Yes, these bright LED lights are a hazard. I also wish people would switch to sidelights when parked, especially in a long narrow street where it is difficult to tell whether the car coming the other way is parked or has just pulled in to let you through. In any event, a parked car remains in your line of vision for much longer than one coming towards you and is a greater nuisance even with older headlights!

Rita Radford says:
31 December 2021

Totally agree with comments on headlight dazzle, if driving a small vehicle many SUVs have their dipped beam at your eye level, rendering poorly lit objects ahead of you virtually invisible – cyclists, scooters, pedestrians, animals….all accidents waiting to happen!!

Totally agree with the comments on headlights. Regulations give headlights up to a maximum and it seems that manufacturers have gone for the max, instead of using the max as a guide. Bring back older headlight brightness scales. Current levels are dangerous for oncoming vehicles.

Robert Montaque says:
31 December 2021

Your ongoing campaign has been an effective alert and awareness reminding we the consumer of the chronic dangers and abuse of the commercial business world and scammers.

Adrian Lyndsay says:
1 January 2022

I too agree with the above comments on headlights. I wonder whether headlight alignment and correction should be a mandatory inclusion in what garages have to do when they MOT and service vehicles. Or is this the case already but it is just not being done properly?

Wyniechyd6Da Thomas says:
1 January 2022

Fixing guards over lorry wheels would reduce spray in wet weather and therefore increase visibility for following traffic.
Lorries to keep to inside lane on motorways for long stretches. It is frustrating when much slower versions of Hamilton and Verstappen try to overtake each other in their ;large trucks and block the middle lane for miles!

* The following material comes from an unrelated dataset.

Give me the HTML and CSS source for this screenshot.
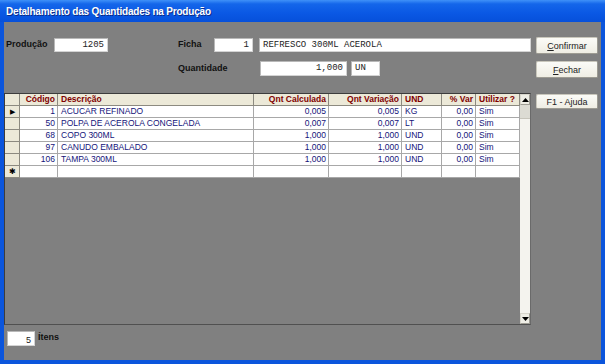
FILE: index.html
```html
<!DOCTYPE html>
<html lang="pt-BR">
<head>
<meta charset="UTF-8">
<title>Detalhamento das Quantidades na Produção</title>
<link rel="stylesheet" href="styles.css">
</head>
<body>

<div class="janela">
  <div class="titulo">Detalhamento das Quantidades na Produção</div>

  <div class="corpo">
    <div class="linha linha-1">
      <span class="rotulo rotulo-prod">Produção</span>
      <span class="caixa caixa-prod mono num">1205</span>
      <span class="rotulo rotulo-ficha">Ficha</span>
      <span class="caixa caixa-ficha mono num">1</span>
      <span class="caixa caixa-desc mono">REFRESCO 300ML ACEROLA</span>
      <button class="botao"><u>C</u>onfirmar</button>
    </div>

    <div class="linha linha-2">
      <span class="rotulo rotulo-qtd">Quantidade</span>
      <span class="caixa caixa-qtd mono num">1,000</span>
      <span class="caixa caixa-un mono">UN</span>
      <button class="botao"><u>F</u>echar</button>
    </div>

    <div class="principal">
      <div class="grade">
        <div class="tabela">
          <div class="cel ind"></div>
          <div class="cel cab dir">Código</div>
          <div class="cel cab">Descrição</div>
          <div class="cel cab dir">Qnt Calculada</div>
          <div class="cel cab dir">Qnt Variação</div>
          <div class="cel cab">UND</div>
          <div class="cel cab dir">% Var</div>
          <div class="cel cab">Utilizar ?</div>

          <div class="cel ind"><span class="seta">&#9654;</span></div>
          <div class="cel dir">1</div>
          <div class="cel">ACUCAR REFINADO</div>
          <div class="cel dir">0,005</div>
          <div class="cel dir">0,005</div>
          <div class="cel">KG</div>
          <div class="cel dir">0,00</div>
          <div class="cel">Sim</div>

          <div class="cel ind"></div>
          <div class="cel dir">50</div>
          <div class="cel">POLPA DE ACEROLA CONGELADA</div>
          <div class="cel dir">0,007</div>
          <div class="cel dir">0,007</div>
          <div class="cel">LT</div>
          <div class="cel dir">0,00</div>
          <div class="cel">Sim</div>

          <div class="cel ind"></div>
          <div class="cel dir">68</div>
          <div class="cel">COPO 300ML</div>
          <div class="cel dir">1,000</div>
          <div class="cel dir">1,000</div>
          <div class="cel">UND</div>
          <div class="cel dir">0,00</div>
          <div class="cel">Sim</div>

          <div class="cel ind"></div>
          <div class="cel dir">97</div>
          <div class="cel">CANUDO EMBALADO</div>
          <div class="cel dir">1,000</div>
          <div class="cel dir">1,000</div>
          <div class="cel">UND</div>
          <div class="cel dir">0,00</div>
          <div class="cel">Sim</div>

          <div class="cel ind"></div>
          <div class="cel dir">106</div>
          <div class="cel">TAMPA 300ML</div>
          <div class="cel dir">1,000</div>
          <div class="cel dir">1,000</div>
          <div class="cel">UND</div>
          <div class="cel dir">0,00</div>
          <div class="cel">Sim</div>

          <div class="cel ind"><span class="novo">&#10033;</span></div>
          <div class="cel"></div>
          <div class="cel"></div>
          <div class="cel"></div>
          <div class="cel"></div>
          <div class="cel"></div>
          <div class="cel"></div>
          <div class="cel"></div>
        </div>

        <div class="rolagem">
          <div class="rol-botao">
            <svg width="7" height="4" viewBox="0 0 7 4"><path d="M0 4 L3.5 0 L7 4 Z" fill="#000"/></svg>
          </div>
          <div class="rol-cursor"></div>
          <div class="rol-trilho"></div>
          <div class="rol-botao">
            <svg width="7" height="4" viewBox="0 0 7 4"><path d="M0 0 L7 0 L3.5 4 Z" fill="#000"/></svg>
          </div>
        </div>
      </div>

      <div class="lateral">
        <button class="botao">F1 - Ajuda</button>
      </div>
    </div>

    <div class="rodape">
      <span class="caixa caixa-itens num">5</span>
      <span class="rotulo">Ítens</span>
    </div>
  </div>
</div>

</body>
</html>
```

FILE: styles.css
```css
body {
  margin: 0;
  padding: 0;
  font-family: "Liberation Sans", Arial, sans-serif;
  background: #808080;
}

.janela {
  width: 605px;
  height: 364px;
  box-sizing: border-box;
  display: flex;
  flex-direction: column;
  background: #0b55dc;
}

.titulo {
  height: 22px;
  line-height: 23px;
  padding-left: 6px;
  color: #fff;
  font-weight: bold;
  font-size: 10px;
  letter-spacing: -0.2px;
  text-shadow: 1px 1px 0 #0a2c8a;
  background: linear-gradient(#3f91f8 0%, #1466ea 18%, #0a58e4 60%, #0650da 100%);
}

.corpo {
  flex: 1;
  margin: 0 4px 4px 4px;
  background: #808080;
  padding: 15px 3px 0 0;
  color: #111;
  font-size: 9px;
}

.linha {
  display: flex;
  align-items: flex-start;
}

.linha-2 {
  margin-top: 7px;
}

.rotulo {
  font-weight: bold;
  font-size: 9px;
  line-height: 12px;
  margin-top: 1px;
  color: #111;
}

.rotulo-prod {
  margin-left: 2px;
  width: 48px;
}

.rotulo-ficha {
  margin-left: 70px;
  width: 36px;
}

.rotulo-qtd {
  margin-left: 174px;
  width: 82px;
}

.caixa {
  display: block;
  box-sizing: border-box;
  height: 14px;
  margin-top: 1px;
  background: #fff;
  border: 1px solid #d4d4d4;
  border-top-color: #b8b8b8;
  border-left-color: #b8b8b8;
  line-height: 12px;
  padding: 0 3px;
  color: #222;
  white-space: nowrap;
}

.mono {
  font-family: "Liberation Mono", "Courier New", monospace;
  font-size: 9px;
}

.num {
  text-align: right;
}

.caixa-prod { width: 54px; }
.caixa-ficha { width: 39px; }
.caixa-desc { width: 272px; margin-left: 6px; }

.caixa-qtd { width: 87px; height: 15px; margin-top: 0; line-height: 13px; }
.caixa-un { width: 29px; height: 15px; margin-top: 0; line-height: 13px; margin-left: 4px; }

.botao {
  margin-left: auto;
  width: 62px;
  height: 17px;
  padding: 0;
  font-family: "Liberation Sans", Arial, sans-serif;
  font-size: 9px;
  color: #222;
  background: linear-gradient(#fbfbf7, #efede3);
  border: 1px solid #c9c7bc;
  border-right-color: #9d9b92;
  border-bottom-color: #9d9b92;
  border-radius: 2px;
}

.principal {
  display: flex;
  align-items: flex-start;
  margin-top: 15px;
}

.grade {
  display: flex;
  width: 527px;
  height: 232px;
  box-sizing: border-box;
  border: 1px solid #3c3c3c;
  border-right-color: #6a6a6a;
  border-bottom-color: #505050;
  background: #808080;
}

.tabela {
  display: grid;
  grid-template-columns: 15px 38px 196px 75px 73px 40px 34px 44px;
  grid-auto-rows: 12px;
  align-content: start;
  width: 515px;
}

.cel {
  box-sizing: border-box;
  border-right: 1px solid #a8a8a8;
  border-bottom: 1px solid #a8a8a8;
  background: #fff;
  font-size: 8.5px;
  line-height: 11px;
  padding: 0 2px 0 3px;
  color: #14147a;
  white-space: nowrap;
  overflow: hidden;
}

.cab {
  background: #ece9d8;
  color: #800000;
  font-weight: bold;
  border-right-color: #8c8a80;
  border-bottom-color: #8c8a80;
}

.dir {
  text-align: right;
}

.ind {
  background: #ece9d8;
  border-right-color: #8c8a80;
  border-bottom-color: #8c8a80;
  padding: 0;
  text-align: center;
  color: #000;
}

.seta {
  font-size: 7px;
  line-height: 11px;
}

.novo {
  font-size: 8px;
  line-height: 11px;
}

.rolagem {
  width: 10px;
  display: flex;
  flex-direction: column;
  background: #f4f3ee;
}

.rol-botao {
  height: 11px;
  box-sizing: border-box;
  display: flex;
  align-items: center;
  justify-content: center;
  background: #eeede5;
  border: 1px solid #d8d6cc;
  border-right-color: #9f9d94;
  border-bottom-color: #9f9d94;
}

.rol-cursor {
  height: 13px;
  background: #dcdbd3;
  border-bottom: 1px solid #c6c4ba;
}

.rol-trilho {
  flex: 1;
}

.lateral {
  margin-left: 5px;
  padding-top: 1px;
}

.lateral .botao {
  height: 15px;
}

.rodape {
  display: flex;
  align-items: flex-start;
  margin-top: 6px;
  padding-left: 3px;
}

.caixa-itens {
  width: 28px;
  height: 15px;
  margin-top: 0;
  line-height: 14px;
  font-size: 9px;
  padding-top: 1px;
}

.rodape .rotulo {
  margin-left: 3px;
  margin-top: 0;
}
```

Electric vehicles all very well albeit unaffordable for a large proportion of people. BUT who oh why are buses exempt from regulations & STILL allowed to pump out filthy, foul smelling diesel fumes into the atmosphere?

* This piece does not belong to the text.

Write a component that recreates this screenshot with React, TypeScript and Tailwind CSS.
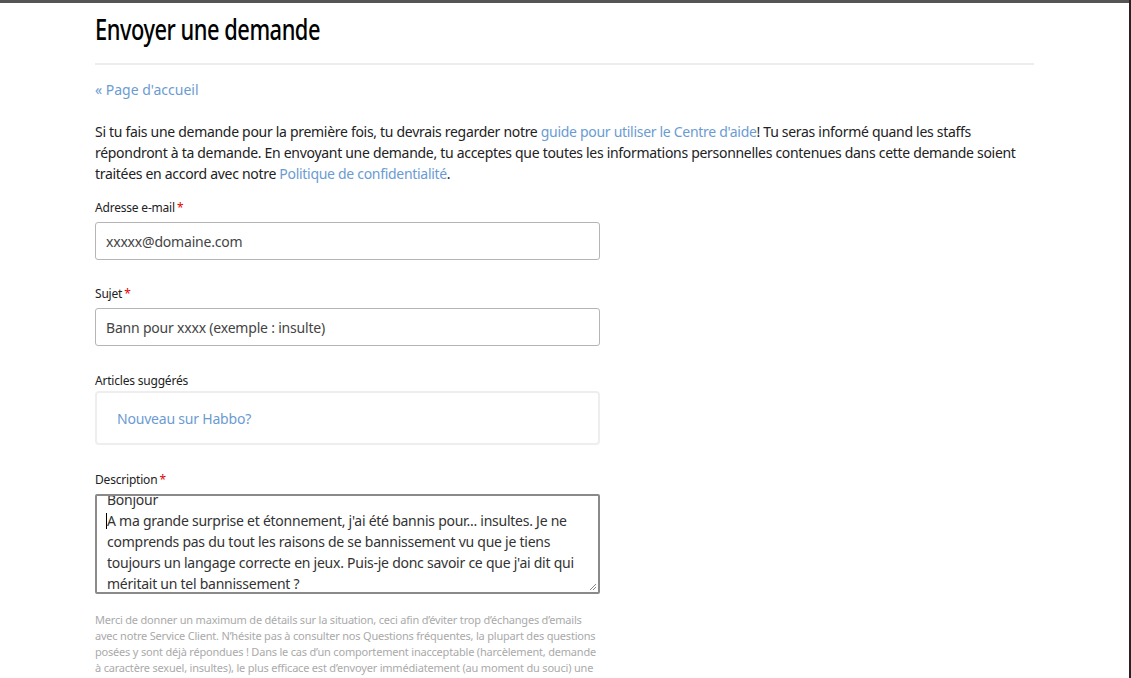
import React from "react";

const font = { fontFamily: '"Noto Sans", "Open Sans", sans-serif' };

function Req() {
  return <span className="text-[#e60000] ml-[2px]">*</span>;
}

export default function App() {
  return (
    <div className="w-[1131px] h-[678px] overflow-hidden bg-white relative text-[#222]" style={font}>
      <div className="h-[3px] bg-[#555]" />
      <div className="absolute right-0 top-0 w-[2px] h-full bg-[#2a2222]" />
      <div className="ml-[95px] w-[939px]">
        <h1 className="text-[28px] leading-[34px] mt-[9px] font-medium tracking-[-0.6px] text-black origin-left scale-x-[0.78] whitespace-nowrap">
          Envoyer une demande
        </h1>
        <div className="h-[2px] bg-[#ededed] mt-[17px]" />
        <a className="block mt-[15px] text-[14px] leading-[20px] text-[#6b9bd2]">« Page d'accueil</a>
        <p className="mt-[21px] text-[14px] leading-[21px] text-[#222] tracking-[-0.3px] whitespace-nowrap">
          Si tu fais une demande pour la première fois, tu devrais regarder notre{" "}
          <span className="text-[#6b9bd2]">guide pour utiliser le Centre d'aide</span>! Tu seras informé quand les staffs
          <br />
          répondront à ta demande. En envoyant une demande, tu acceptes que toutes les informations personnelles contenues dans cette demande soient
          <br />
          traitées en accord avec notre <span className="text-[#6b9bd2]">Politique de confidentialité</span>.
        </p>

        <div className="mt-[16px] text-[12px] leading-[16px] tracking-[-0.2px]">
          Adresse e-mail<Req />
        </div>
        <div className="mt-[6px] w-[505px] h-[38px] border border-[#b5b5b5] rounded-[3px] flex items-center px-[10px] text-[14px] text-[#444] tracking-[-0.2px] whitespace-nowrap">
          xxxxx@domaine.com
        </div>

        <div className="mt-[26px] text-[12px] leading-[16px] tracking-[-0.2px]">
          Sujet<Req />
        </div>
        <div className="mt-[6px] w-[505px] h-[38px] border border-[#b5b5b5] rounded-[3px] flex items-center px-[10px] text-[14px] text-[#444] tracking-[-0.2px] whitespace-nowrap">
          Bann pour xxxx (exemple : insulte)
        </div>

        <div className="mt-[27px] text-[12px] leading-[16px] tracking-[-0.2px]">Articles suggérés</div>
        <div className="mt-[2px] w-[505px] h-[54px] border-2 border-[#eeeeee] rounded-[4px] flex items-center px-[20px] text-[14px] text-[#6b9bd2] tracking-[-0.2px]">
          Nouveau sur Habbo?
        </div>

        <div className="mt-[27px] text-[12px] leading-[16px] tracking-[-0.2px]">
          Description<Req />
        </div>
        <div className="relative mt-[6px] w-[505px] h-[100px] border-2 border-[#8a8a8a] rounded-[2px] overflow-hidden">
          <div className="-mt-[7px] px-[10px] text-[14px] leading-[21px] text-[#333] tracking-[-0.25px] whitespace-nowrap">
            <div>Bonjour</div>
            <div className="relative">
              <span className="absolute left-[-1px] top-[3px] w-[1px] h-[16px] bg-black" />
              A ma grande surprise et étonnement, j'ai été bannis pour... insultes. Je ne
              <br />
              comprends pas du tout les raisons de se bannissement vu que je tiens
              <br />
              toujours un langage correcte en jeux. Puis-je donc savoir ce que j'ai dit qui
              <br />
              méritait un tel bannissement ?
            </div>
          </div>
          <svg className="absolute right-[1px] bottom-[1px]" width="8" height="8" viewBox="0 0 8 8">
            <path d="M7 1 L1 7 M7 4 L4 7" stroke="#888" strokeWidth="1" />
          </svg>
        </div>

        <p className="mt-[18px] w-[520px] text-[11px] leading-[16px] text-[#aaa] tracking-[-0.2px] whitespace-nowrap">
          Merci de donner un maximum de détails sur la situation, ceci afin d’éviter trop d’échanges d’emails
          <br />
          avec notre Service Client. N’hésite pas à consulter nos Questions fréquentes, la plupart des questions
          <br />
          posées y sont déjà répondues ! Dans le cas d’un comportement inacceptable (harcèlement, demande
          <br />
          à caractère sexuel, insultes), le plus efficace est d’envoyer immédiatement (au moment du souci) une
        </p>
      </div>
    </div>
  );
}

There is nothing to stop any vehicle being used, whether old diesel car, van or bus. However, in London in the Low Emission Zone TfL imposes a daily charge on most vehicles over 3.5 tonnes unless they meet Euro VI (NOx and PM). This includes buses. The daily charge is, I believe, typically £100.

In her introduction, Neena asks: “What’s next for 2022?”

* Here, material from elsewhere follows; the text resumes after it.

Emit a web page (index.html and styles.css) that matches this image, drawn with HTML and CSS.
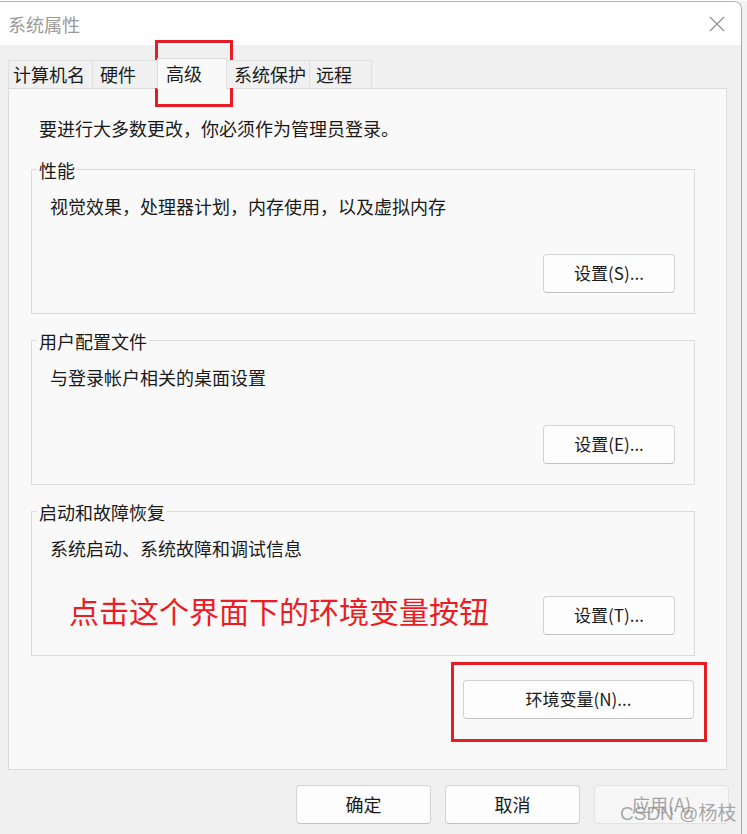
FILE: index.html
```html
<!DOCTYPE html>
<html lang="zh-CN">
<head>
<meta charset="utf-8">
<title>系统属性</title>
<link rel="stylesheet" href="styles.css">
</head>
<body>
<div class="desk">
  <div class="window">
    <div class="titlebar">
      <span class="title">系统属性</span>
      <svg class="close" width="16" height="16" viewBox="0 0 16 16" aria-hidden="true">
        <path d="M1 1 L15 15 M15 1 L1 15" stroke="#8f8f8f" stroke-width="1.2" fill="none"/>
      </svg>
    </div>
    <div class="client">
      <div class="tabs">
        <div class="tab t1">计算机名</div>
        <div class="tab t2">硬件</div>
        <div class="tab t3 active">高级</div>
        <div class="tab t4">系统保护</div>
        <div class="tab t5">远程</div>
      </div>
      <div class="panel">
        <p class="notice">要进行大多数更改，你必须作为管理员登录。</p>

        <div class="group">
          <div class="group-label">性能</div>
          <p class="group-desc">视觉效果，处理器计划，内存使用，以及虚拟内存</p>
          <div class="group-row">
            <button class="btn">设置(S)...</button>
          </div>
        </div>

        <div class="group">
          <div class="group-label">用户配置文件</div>
          <p class="group-desc">与登录帐户相关的桌面设置</p>
          <div class="group-row">
            <button class="btn">设置(E)...</button>
          </div>
        </div>

        <div class="group">
          <div class="group-label">启动和故障恢复</div>
          <p class="group-desc">系统启动、系统故障和调试信息</p>
          <div class="group-row split">
            <span class="hint">点击这个界面下的环境变量按钮</span>
            <button class="btn">设置(T)...</button>
          </div>
        </div>

        <div class="env-row">
          <button class="btn env">环境变量(N)...</button>
        </div>
      </div>
      <div class="footer">
        <button class="btn foot">确定</button>
        <button class="btn foot">取消</button>
        <button class="btn foot disabled">应用(A)</button>
      </div>
    </div>
  </div>
  <div class="mark mark-tab"></div>
  <div class="mark mark-env"></div>
  <div class="watermark">CSDN @杨枝</div>
</div>
</body>
</html>
```

FILE: styles.css
```css
* {
  box-sizing: border-box;
}

html, body {
  margin: 0;
  padding: 0;
}

body {
  background: #f2f2f2;
  font-family: "Noto Sans CJK SC", "Noto Sans", "Liberation Sans", sans-serif;
  color: #1a1a1a;
  overflow: hidden;
}

.desk {
  position: relative;
  width: 747px;
  height: 834px;
  padding-top: 1px;
  overflow: hidden;
  background: linear-gradient(#ffffff 0 1px, #f2f2f2 1px);
}

.window {
  width: 742px;
  height: 833px;
  border-top: 1px solid #b4b4b4;
  border-right: 1px solid #a9a9a9;
  border-top-right-radius: 8px;
  background: #f0f0f0;
  overflow: hidden;
}

.titlebar {
  height: 43px;
  background: #ffffff;
  display: flex;
  align-items: center;
  justify-content: space-between;
  padding: 0 16px 0 8px;
}

.title {
  font-size: 18px;
  line-height: 24px;
  color: #9a9a9a;
}

.close {
  display: block;
}

.client {
  background: #f0f0f0;
}

.tabs {
  display: flex;
  align-items: flex-end;
  height: 30px;
  margin-top: 13px;
  padding-left: 8px;
  position: relative;
  z-index: 1;
}

.tab {
  height: 28px;
  line-height: 27px;
  font-size: 18px;
  padding-left: 6px;
  border: 1px solid #e0e0e0;
  border-bottom: none;
  margin-right: -1px;
  background: #f0f0f0;
  white-space: nowrap;
  color: #1a1a1a;
}

.t1 { width: 85px; padding-left: 4px; }
.t2 { width: 66px; padding-left: 7px; }
.t3 { width: 70px; padding-left: 8px; }
.t4 { width: 84px; padding-left: 7px; }
.t5 { width: 63px; padding-left: 6px; }

.tab.active {
  height: 31px;
  line-height: 29px;
  margin-bottom: -1px;
  background: #f9f9f9;
  border-color: #dcdcdc;
}

.panel {
  margin-left: 8px;
  width: 719px;
  background: #f9f9f9;
  border: 1px solid #dcdcdc;
  padding: 27px 31px 50px 22px;
}

.notice {
  margin: 0 0 0 8px;
  font-size: 18px;
  line-height: 24px;
}

.group {
  margin-top: 29px;
  border: 1px solid #dcdcdc;
  padding: 0 19px 20px 0;
}

.group + .group {
  margin-top: 26px;
}

.group-label {
  width: fit-content;
  margin: -11px 0 0 5px;
  padding: 0 2px;
  height: 22px;
  line-height: 22px;
  font-size: 18px;
  background: #f9f9f9;
}

.group-desc {
  margin: 13px 0 0 18px;
  font-size: 18px;
  line-height: 24px;
}

.group-row {
  margin-top: 36px;
  display: flex;
  justify-content: flex-end;
  align-items: flex-start;
  height: 39px;
}

.group-row.split {
  justify-content: space-between;
}

.hint {
  margin-left: 37px;
  margin-top: -5px;
  font-size: 30px;
  line-height: 39px;
  color: #ec1c24;
  white-space: nowrap;
}

.btn {
  font-family: "Noto Sans CJK SC", "Noto Sans", "Liberation Sans", sans-serif;
  font-size: 17px;
  line-height: 20px;
  color: #1a1a1a;
  width: 132px;
  height: 39px;
  padding: 0 0 2px;
  background: #fdfdfd;
  border: 1px solid #d3d3d3;
  border-bottom-color: #c2c2c2;
  border-radius: 4px;
}

.env-row {
  margin-top: 24px;
  display: flex;
  justify-content: flex-end;
  padding-right: 1px;
  height: 39px;
}

.btn.env {
  width: 231px;
}

.footer {
  margin-top: 15px;
  display: flex;
  justify-content: flex-end;
  gap: 14px;
  padding-right: 12px;
}

.btn.foot {
  width: 135px;
  font-size: 18px;
}

.btn.disabled {
  color: #a3a3a3;
  background: #f6f6f6;
  border-color: #e3e3e3;
}

.mark {
  position: absolute;
  border: 3px solid #e81c24;
}

.mark-tab {
  left: 155px;
  top: 40px;
  width: 78px;
  height: 67px;
}

.mark-env {
  left: 451px;
  top: 662px;
  width: 256px;
  height: 80px;
}

.watermark {
  position: absolute;
  left: 620px;
  top: 801px;
  font-family: "Liberation Sans", "Noto Sans CJK SC", sans-serif;
  font-size: 19px;
  line-height: 26px;
  color: rgba(140, 140, 140, 0.75);
  white-space: nowrap;
}
```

I look forward to hearing more about what is being done to tackle the problem of dangerous goods sold via online marketplaces. I presume that this will require the combined action of governments, but we deserve to be kept informed about what is happening.

A much smaller problem is the poor service that many have reported from Currys, but at least this could be tackled by the joint efforts of Which? and Trading Standards. I don’t want to lose Currys because there is now little local competition in the sector but some businesses need to learn how to run a business fairly.

Although it is useful to learn about the latest scams, perhaps it would be useful for Which? to look into the role of banks in providing banking and card services for scammers. I would like these banks to be obliged to return stolen money to customers’ banks.

Some issues you should be looking at is the way Regulators such the Environment Agency, ICO and Advertising Standards Authority are investigating complaints from consumers – you should support court cases fought against dodgy companies. Also there should be campaigns in respect of the cost of living and capping extortionate fees asked by fuel companies, Virgin Media and banks/insurance companies. Also complaints procedures have rapidly deteriorated the past few years (very difficult to get any redress).

Also publish more articles on the plight of Brexit – consumer power has been adversely affected and this needs to be fully addressed.

Calista – Which? is a private membership consumer representative organisation with, obviously, limited financial resources. It has to address the major consumer concerns over a very wide canvas. Your suggestions are mostly good ones and will no doubt be given consideration, but, in respect of the methodology employed by the Environment Agency, the Information Commissioner’s Office, and the Advertising Standards Authority, I feel you ought to explain in each case why you are making that recommendation. In other words, what do you think they are doing wrong?

In principle, all these organisations are, like Which?, on the side of the consumer whereas much of the work Which? has to do is in respect of companies and organisations that cause consumer detriment in one way or another, and I feel that should take priority. If you have concerns about how the Environment Agency and the ICO have dealt either with anything you have raised with them or with a general issue you can refer it to your MP because they are government agencies. The ASA is an independent organisation providing self-regulation for the advertising industry and you could express your concerns direct to that body.

With regard to your view that consumer power has been adversely affected by Brexit, could you outline in what respects this has happened and to what extent it is having a detrimental effect on our consumer rights [which in many cases were more advantageous than those in many other member states of the EU and, so far as I can see, have not been diminished].

The point you make about complaints procedures having deteriorated rapidly over the past few years is interesting because, on paper, it would seem to me that they have consistently improved in terms of scope and accessibility. We seem to have more ombudsmen, adjudicators and appeal bodies than ever before; there are more codes of practice covering more fields of activity in ever greater breadth; dispute resolution processes have sprung up like mushrooms; and laws have been extended to catch more malpractices and offences within their net. There is a lot more to be done, particularly in respect of on-line commercial and criminal behaviour. So where do you now see the major weaknesses in relation to redress for consumers when problems arise? I am sure Which? would appreciate some examples of where to shine their torch.

What I would like to see is for Which? to finish what it starts. No updates for a long time on the Whirlpool and Indesit issues, for example. How many customers are still left in limbo or not properly compensated? And what about the fuss made of dangerous repaired machines? Or did they just raise unfounded fears?

I believe that we were told that Whirlpool handled the problem of fire risk washing machines better than they did with their fire risk dryers, but it would be good to have updated the relevant conversations and provide advice for anyone still left with an unresolved problem. In both cases, most of the affected machines were branded Hotpoint, at least in the UK.

We are overdue for a report on what Which? and Trading Standards are doing about the poor customer service experienced by many customers of Currys.